The 90-lap race (203.22 miles) on the 13-turn, 2.258-mile road course with its changing elevations was hotly contested from the start, especially for The Mayor who survived a close call with Alexander Rossi on Turn 9 of the first lap. Hinchcliffe had started ninth on the grid and dropped back to 12th and stayed at mid-field in the running order until late in the race.
Even the end was problematic as the No. 5 Arrow Electronics car barely made the checkered flag before the fuel ran out. The Mayor had to leave the car on the track and walk back to pit lane.
In the race, however, patience bore out, The Mayor said.

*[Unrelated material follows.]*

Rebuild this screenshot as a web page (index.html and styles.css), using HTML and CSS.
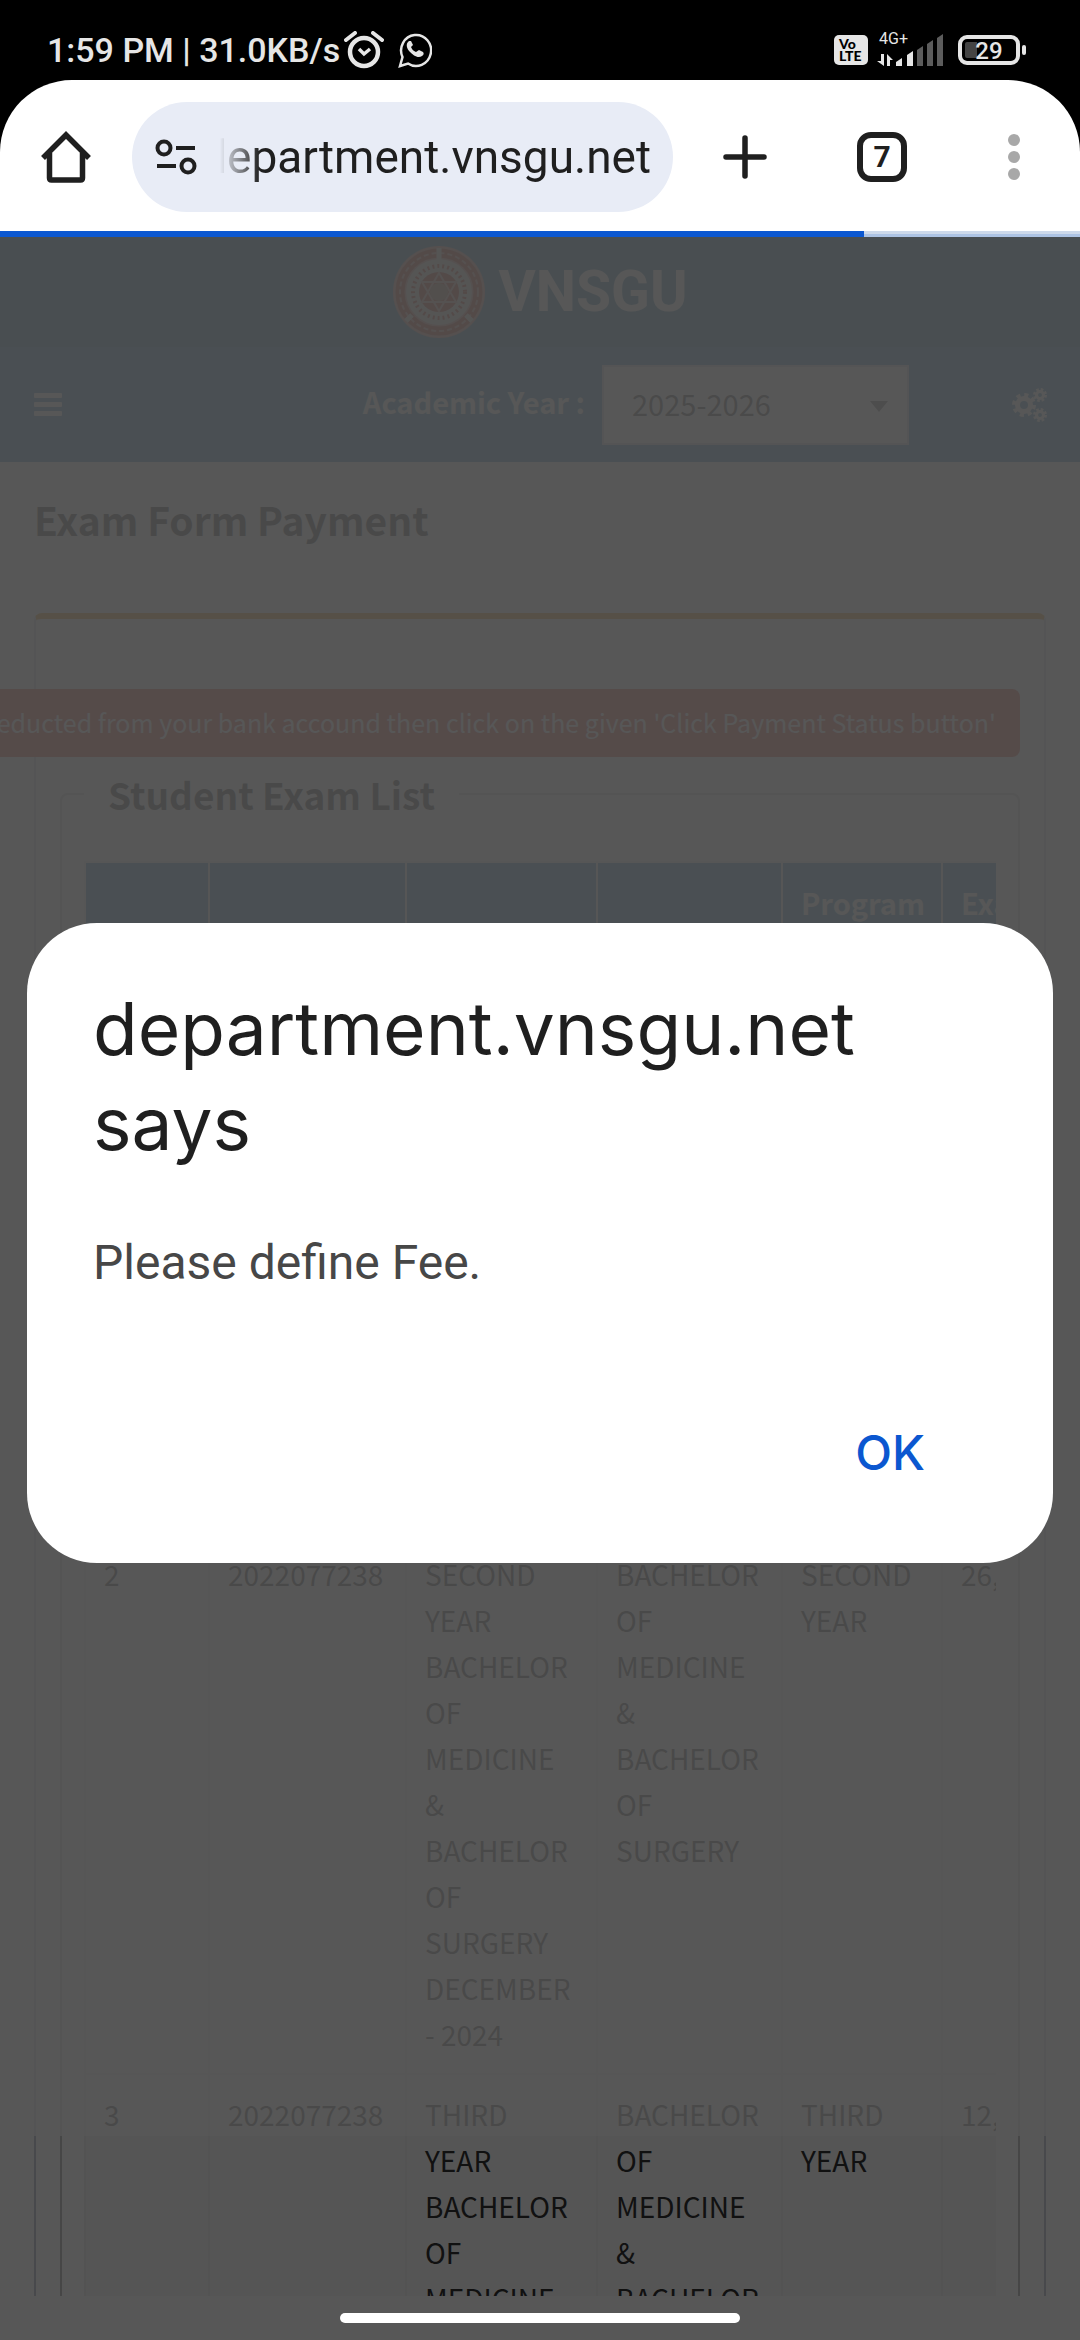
FILE: index.html
```
<!DOCTYPE html>
<html lang="en">
  <head>
    <meta charset="utf-8" />
    <meta name="viewport" content="width=device-width, initial-scale=1" />
    <title>Exam Form Payment</title>
    <link rel="stylesheet" href="styles.css">
  </head>
  <body>
    <div class="status-bar">
      <div class="status-left">
        <span class="clock">1:59 PM | 31.0KB/s</span>
        <svg class="icon-alarm" width="40" height="38" viewBox="0 0 40 38" fill="none" stroke="#e6e6e6">
          <circle cx="20" cy="21" r="14" stroke-width="4.5" />
          <path d="M15 18l5 5 6-5" stroke-width="3.5" />
          <path d="M2 9l9-7M29 2l9 7" stroke-width="4" stroke-linecap="round" />
        </svg>
        <svg class="icon-chat" width="34" height="36" viewBox="0 0 34 36" fill="none" stroke="#e6e6e6">
          <path d="M2 34l2.500-9A15 15.500 0 1 1 10 31.500z" stroke-width="2.500" />
          <path d="M11 9c-4 3-2 8 1 11s8 7 12 4c2-1 2-3 1-4l-4-2-3 2c-3-1-4-3-5-5l2-2-2-4z" fill="#e6e6e6" stroke="none" />
        </svg>
      </div>
      <div class="status-right">
        <div class="volte"><span>Vo</span><span>LTE</span></div>
        <div class="signal">
          <span class="network">4G+</span>
          <svg width="68" height="34" viewBox="0 0 68 34" fill="#e6e6e6">
            <path d="M5 21h3v12L1 28h4zM11 33V21l6 6h-3v6z" />
            <path d="M20 33v-4l6-4v8z" />
            <path d="M31 33V22l6-4v15z" />
            <path d="M41 33V17l6-4v20zM51 33V11l6-4v26zM61 33V5l6-4v32z" fill="#5c5c5c" />
          </svg>
        </div>
        <div class="battery"><span>29</span></div>
      </div>
    </div>

    <div class="browser">
      <div class="toolbar">
        <button class="tool-btn home" aria-label="Home">
          <svg width="50" height="52" viewBox="0 0 50 52" fill="none" stroke="#1f1f1f" stroke-width="5.500">
            <path d="M2 27L25 4l23 23M8.500 22v25q0 2 2 2h29q2 0 2-2V22" />
          </svg>
        </button>
        <div class="omnibox">
          <svg width="42" height="36" viewBox="0 0 42 36" fill="none" stroke="#1f1f1f" stroke-width="4">
            <circle cx="9" cy="9" r="6.500" />
            <circle cx="33" cy="27" r="6.500" />
            <path d="M21 9h19M2 27h19" />
          </svg>
          <input class="url" type="text" dir="rtl" aria-label="Address" value="department.vnsgu.net" readonly />
        </div>
        <button class="tool-btn plus" aria-label="New tab">
          <svg width="44" height="44" viewBox="0 0 44 44" stroke="#1f1f1f" stroke-width="5.500" stroke-linecap="round">
            <path d="M22 3v38M3 22h38" />
          </svg>
        </button>
        <button class="tool-btn tabs" aria-label="Open tabs">7</button>
        <button class="tool-btn more" aria-label="Menu">
          <svg width="12" height="46" viewBox="0 0 12 46" fill="#a8a8a8">
            <circle cx="6" cy="6" r="6" />
            <circle cx="6" cy="23" r="6" />
            <circle cx="6" cy="40" r="6" />
          </svg>
        </button>
      </div>
      <div class="progress"><div class="progress-done" style="width: 80%"></div></div>
    </div>

    <div class="stage">
      <div class="viewport">
        <header class="site-header">
          <svg width="92" height="92" viewBox="0 0 92 92" fill="none">
            <circle cx="46" cy="46" r="46" fill="#d98f80" />
            <circle cx="46" cy="46" r="39" stroke="#c2402c" stroke-width="9" />
            <circle cx="46" cy="46" r="39" stroke="#e0a090" stroke-width="2" stroke-dasharray="5 3" />
            <circle cx="46" cy="46" r="33" fill="#e3ddd8" />
            <path d="M46 2v12M19 69l-6 6M73 69l6 6" stroke="#e3ddd8" stroke-width="5" />
            <circle cx="46" cy="46" r="26" stroke="#c2402c" stroke-width="4" stroke-dasharray="2 3" />
            <circle cx="46" cy="46" r="20" fill="#c2402c" />
            <path d="M46 27l17 29H29zM46 65l17-29H29z" stroke="#e0b0a0" stroke-width="2" />
            <circle cx="46" cy="46" r="9" fill="#b58a6a" />
          </svg>
          <span class="brand">VNSGU</span>
        </header>
        <nav class="navbar">
          <button class="menu-btn" aria-label="Toggle menu">
            <svg width="28" height="24" viewBox="0 0 28 24" fill="#fff">
              <rect width="28" height="5" rx="1" />
              <rect y="9" width="28" height="5" rx="1" />
              <rect y="18" width="28" height="5" rx="1" />
            </svg>
          </button>
          <label class="year-label" for="year">Academic Year :</label>
          <div class="year-select">
            <select id="year">
              <option>2025-2026</option>
            </select>
          </div>
          <button class="gear-btn" aria-label="Settings">
            <svg width="36" height="34" viewBox="0 0 36 34" fill="none" stroke="#fff">
              <circle cx="12" cy="17" r="6.500" stroke-width="5" />
              <circle cx="12" cy="17" r="10" stroke-width="4" stroke-dasharray="4 3.850" />
              <circle cx="28" cy="7" r="3.500" stroke-width="3" />
              <circle cx="28" cy="7" r="5.500" stroke-width="3" stroke-dasharray="2.500 1.820" />
              <circle cx="28" cy="27" r="3.500" stroke-width="3" />
              <circle cx="28" cy="27" r="5.500" stroke-width="3" stroke-dasharray="2.500 1.820" />
            </svg>
          </button>
        </nav>

        <main class="content">
          <h1>Exam Form Payment</h1>
          <div class="box">
            <div class="alert-row">
              <p class="alert">deducted from your bank accound then click on the given 'Click Payment Status button'</p>
            </div>
            <fieldset>
              <legend>Student Exam List</legend>
              <div class="table-wrap">
                <table>
                  <colgroup>
                    <col class="col-no" />
                    <col class="col-spid" />
                    <col class="col-exam" />
                    <col class="col-program" />
                    <col class="col-term" />
                    <col class="col-fee" />
                  </colgroup>
                  <thead>
                    <tr>
                      <th>No</th>
                      <th>SPID</th>
                      <th>Exam</th>
                      <th>Program</th>
                      <th>Program Term Name</th>
                      <th>Exam Fee Amount</th>
                    </tr>
                  </thead>
                  <tbody>
                    <tr>
                      <td>1</td>
                      <td>2022077238</td>
                      <td>FIRST YEAR BACHELOR OF MEDICINE &amp; BACHELOR OF SURGERY DECEMBER - 2023</td>
                      <td>BACHELOR OF MEDICINE &amp; BACHELOR OF SURGERY</td>
                      <td>FIRST YEAR</td>
                      <td>12,000</td>
                    </tr>
                    <tr>
                      <td>2</td>
                      <td>2022077238</td>
                      <td>SECOND YEAR BACHELOR OF MEDICINE &amp; BACHELOR OF SURGERY DECEMBER - 2024</td>
                      <td>BACHELOR OF MEDICINE &amp; BACHELOR OF SURGERY</td>
                      <td>SECOND YEAR</td>
                      <td>26,000</td>
                    </tr>
                    <tr>
                      <td>3</td>
                      <td>2022077238</td>
                      <td>THIRD YEAR BACHELOR OF MEDICINE &amp; BACHELOR OF SURGERY</td>
                      <td>BACHELOR OF MEDICINE &amp; BACHELOR OF SURGERY</td>
                      <td>THIRD YEAR</td>
                      <td>12,000</td>
                    </tr>
                  </tbody>
                </table>
              </div>
            </fieldset>
          </div>
        </main>
        <div class="loading-mask"></div>
      </div>
      <div class="gesture-bar"></div>
      <div class="scrim"></div>
      <div class="gesture-pill"></div>
    </div>

    <div class="dialog-layer">
      <div class="dialog" role="alertdialog" aria-labelledby="dlg-title" aria-describedby="dlg-text">
        <h2 id="dlg-title">department.vnsgu.net says</h2>
        <p id="dlg-text">Please define Fee.</p>
        <div class="dialog-actions">
          <button class="ok-btn">OK</button>
        </div>
      </div>
    </div>
  </body>
</html>
```
FILE: styles.css
```
* {
  box-sizing: border-box;
}
body {
  margin: 0;
  height: 100vh;
  display: flex;
  flex-direction: column;
  overflow: hidden;
  background: #000;
  font-family: Roboto, sans-serif;
}
button {
  flex: none;
  border: none;
  background: none;
  padding: 0;
  font-family: inherit;
}
svg {
  display: block;
  flex: none;
}

/* phone status bar */
.status-bar {
  flex: none;
  height: 80px;
  padding: 20px 54px 0 47px;
  display: flex;
  justify-content: space-between;
  align-items: center;
  color: #e6e6e6;
}
.status-left,
.status-right {
  display: flex;
  align-items: center;
}
.clock {
  font-size: 34px;
  font-weight: 500;
  line-height: 40px;
}
.icon-alarm {
  margin-left: 4px;
}
.icon-chat {
  margin-left: 14px;
}
.volte {
  width: 34px;
  height: 30px;
  padding: 3px 5px;
  border-radius: 5px;
  background: #e6e6e6;
  color: #000;
  font-family: Lato, sans-serif;
  font-size: 14px;
  font-weight: 900;
  line-height: 12px;
}
.volte span {
  display: block;
}
.signal {
  position: relative;
  margin: 0 14px 0 8px;
}
.network {
  position: absolute;
  top: -2px;
  left: 3px;
  font-size: 16px;
  line-height: 16px;
}
.battery {
  position: relative;
  width: 62px;
  height: 30px;
  margin-right: 6px;
  border: 4px solid #e6e6e6;
  border-radius: 9px;
  background: linear-gradient(90deg, #444 15px, #000 15px);
  box-shadow: inset 0 0 0 3px #000;
  font-size: 24px;
  font-weight: 500;
  line-height: 24px;
  text-align: center;
}
.battery::after {
  content: "";
  position: absolute;
  top: 6px;
  right: -10px;
  width: 4px;
  height: 10px;
  border-radius: 2px;
  background: #e6e6e6;
}

/* browser toolbar */
.browser {
  flex: none;
  background: #fff;
  border-radius: 72px 72px 0 0;
}
.toolbar {
  height: 151px;
  padding: 0 60px 0 41px;
  display: flex;
  align-items: center;
}
.omnibox {
  flex: 1;
  min-width: 0;
  height: 110px;
  margin: 2px 50px 0 41px;
  padding: 0 22px 0 23px;
  display: flex;
  align-items: center;
  gap: 23px;
  border-radius: 55px;
  background: #e8ecf6;
}
.url {
  flex: 1;
  min-width: 0;
  padding: 0;
  border: none;
  outline: none;
  background: none;
  color: #1f1f1f;
  font-family: Roboto, sans-serif;
  font-size: 46px;
  line-height: 60px;
  mask-image: linear-gradient(90deg, transparent, #000 40px);
}
.tool-btn {
  margin-top: 2px;
}
.tabs {
  width: 50px;
  height: 50px;
  margin-left: 90px;
  border: 6px solid #1f1f1f;
  border-radius: 14px;
  color: #1f1f1f;
  font-size: 30px;
  font-weight: 700;
  line-height: 38px;
}
.more {
  margin-left: 101px;
}
.progress {
  height: 6px;
  background: linear-gradient(#cdd9ea 50%, #adc3e3 50%);
}
.progress-done {
  height: 100%;
  background: #0b57d0;
}

/* web page */
.stage {
  position: relative;
  flex: 1;
  min-height: 0;
  display: flex;
  flex-direction: column;
  background: #fff;
}
.viewport {
  position: relative;
  flex: 1;
  min-height: 0;
  overflow: hidden;
  color: #333;
  font-family: "Noto Sans CJK SC", "Noto Sans", sans-serif;
  font-size: 29px;
  line-height: 46px;
}
.site-header {
  height: 110px;
  display: flex;
  align-items: center;
  justify-content: center;
  gap: 14px;
  background: #367fa9;
}
.brand {
  color: #fff;
  font-family: Roboto, sans-serif;
  font-size: 57px;
  font-weight: 700;
}
.navbar {
  height: 115px;
  padding: 0 32px 0 34px;
  display: flex;
  align-items: center;
  background: #3c8dbc;
}
.year-label {
  margin: 0 0 8px auto;
  color: #fff;
  font-weight: 700;
}
.year-select {
  position: relative;
  margin: 0 103px 0 17px;
}
.year-select select {
  width: 307px;
  height: 80px;
  padding: 0 28px 4px;
  appearance: none;
  border: 2px solid #d2d6de;
  border-radius: 0;
  background: #fff;
  color: #444;
  font: inherit;
}
.year-select::after {
  content: "";
  position: absolute;
  top: 36px;
  right: 21px;
  border: 9px solid transparent;
  border-top: 11px solid #666;
  border-bottom: none;
}
.content h1 {
  margin: 0;
  padding: 31px 34px 33px;
  background: #fbfbfb;
  font-size: 39px;
  font-weight: 700;
  line-height: 53px;
}
.box {
  margin: 34px 34px 0;
  padding: 70px 24px 24px;
  border: 2px solid #d2d6de;
  border-top: 6px solid #f39c12;
  border-radius: 8px;
}
.alert-row {
  display: flex;
  justify-content: flex-end;
}
.alert {
  flex: none;
  margin: 0;
  padding: 10px 24px 12px;
  border-radius: 8px;
  background: #dd4b39;
  color: #fff;
  font-size: 25px;
  white-space: nowrap;
}
fieldset {
  min-width: 0;
  margin: 12px 0 0;
  padding: 42px 22px 24px;
  border: 2px solid #ccc;
  border-radius: 8px;
}
legend {
  padding: 0 24px;
  font-size: 37px;
  font-weight: 700;
  line-height: 50px;
}
.table-wrap {
  overflow: hidden;
}
table {
  width: 1020px;
  table-layout: fixed;
  border-collapse: collapse;
}
.col-no {
  width: 124px;
}
.col-spid {
  width: 197px;
}
.col-exam {
  width: 191px;
}
.col-program {
  width: 185px;
}
.col-term {
  width: 160px;
}
th,
td {
  padding: 16px 18px;
  border: 2px solid #f4f4f4;
  text-align: left;
  vertical-align: top;
}
td {
  padding-right: 19px;
  font-size: 28px;
}
th {
  padding-bottom: 22px;
  background: #3c8dbc;
  color: #fff;
  font-weight: 700;
  vertical-align: bottom;
}
tbody tr:nth-child(odd) {
  background: #f9f9f9;
}
.loading-mask {
  position: absolute;
  inset: 0 0 160px;
  background: rgba(255, 255, 255, 0.8);
}
.gesture-bar {
  flex: none;
  height: 44px;
}
.scrim {
  position: absolute;
  inset: 0;
  background: rgba(0, 0, 0, 0.66);
}
.gesture-pill {
  position: absolute;
  bottom: 17px;
  left: 50%;
  width: 400px;
  height: 10px;
  margin-left: -200px;
  border-radius: 5px;
  background: #fff;
}

/* javascript alert */
.dialog-layer {
  position: fixed;
  inset: 0;
  padding: 146px 27px 0;
  display: flex;
  align-items: center;
}
.dialog {
  flex: 1;
  padding: 58px 66px 60px;
  border-radius: 70px;
  background: #fff;
}
.dialog h2 {
  margin: 0;
  color: #1f1f1f;
  font-family: Inter, Roboto, sans-serif;
  font-size: 73px;
  font-weight: 400;
  line-height: 95px;
}
.dialog p {
  margin: 58px 0 0;
  color: #474747;
  font-size: 48px;
  line-height: 68px;
}
.dialog-actions {
  margin-top: 106px;
  padding: 0 26px;
  display: flex;
  justify-content: flex-end;
}
.ok-btn {
  padding: 0 36px;
  color: #0b57d0;
  font-family: Inter, Roboto, sans-serif;
  font-size: 48px;
  font-weight: 500;
  line-height: 100px;
}
```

“We got back on the red tires in the third stint and it really started to come to us. We picked off some guys in pit cycles and then picked off some guys on track in the last stint. We didn’t catch either of the lucky yellows, we had to earn it, but after falling to the back of the line for a pit-lane speed violation, which was one hundred percent my fault, we raced our way back up to a top five. Great work in the pits and I’m happy for everyone at Arrow, and at Honda at one of their home races. “ He expressed sympathy for teammate Mikhail Aleshin’s misfortune as he nudged the incoming Josef Newgarden as he was exiting pit lane, costing him precious seconds.
“It was a tough break for Mikhail and the No. 7 crew but it shows that we have the pace as a team and hopefully we can prove that moving forward.” His teammate was taciturn. “I think the incident was unfortunate. I don’t want to discuss it though. I want to just say that sometimes these things happen in the race and we’re ready to win but we just got a little bit unlucky today.” Aleshin preferred to talk about what went right for the team, and not what went wrong.
Everything augurs well for Schmidt Peterson’s next race.
The Verizon IndyCar series takes a long break now, not returning to action until August 21 with the ABC Supply 500 at the Pocono Raceway, and then another six days afterward (Aug. 27) with the re-run of the Firestone 600 at the Texas Motor Speedway.